Over the years, though, I’ve grown comfortable with and have even grown to love my name. I guess that’s what 23 years of repetitiously being called the same thing will do. The same name that used to make me cringe, now makes me smile when I hear it- especially when someone pronounces it correctly :). I’m okay with having a name that you don’t hear everyday. It’s perfectly okay to have something about me that automatically makes me stand out in a crowd. I’ve learned to embrace the uniqueness of my name and know that my name is beautiful.

I can look back and laugh at how much I used to dislike my own name. Isn’t it funny how we can be ashamed of something about ourselves, that we should be so proud of? How we can let something that should make us hold our heads high, make us hang our heads down in shame instead. Now that I’m older, I know that the reason I disliked my name so much was because I just wanted to fit in and be like everyone else. I couldn’t see the fact that my parents gave me the gift of having a name that would separate me from the rest (or at least the ones with the 1731 more popular names).

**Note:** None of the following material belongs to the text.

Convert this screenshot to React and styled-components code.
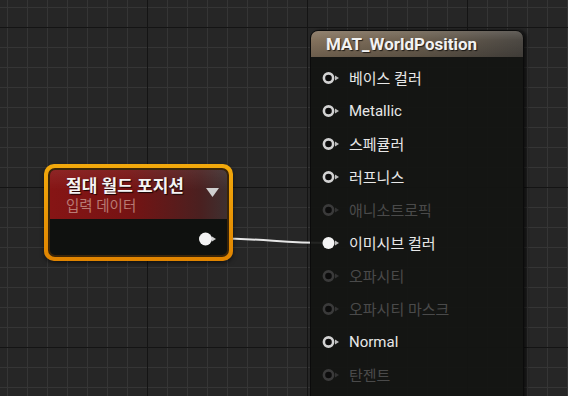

Over time, I grew out of hating my name and I learned to embrace it. Sometimes, it takes time to learn to embrace the unique beauty that God has placed in us. Sometimes it takes maturity to learn to love who we are. Sometimes it takes the repetition of realizing that peculiar name or talent or character trait we were given isn’t going anywhere. We have to learn to embrace it and be proud of the fact that it is a part of who we are. It takes time to understand that wanting to fit in is really just wanting to be comfortable, but accepting the things that make you different is accepting the greatness that lies within you. Sometimes it takes months or years or our entire life to see the beauty of being different and set apart from the rest.

Just like my name, there are so many other things about myself that time, maturity, and repetition are going to have to help me learn to fully embrace and accept about myself. I’m not there yet, but I’m fully convinced that in time I’ll learn to grow to fully love and embrace myself the same way I’ve learned to love and embrace my name.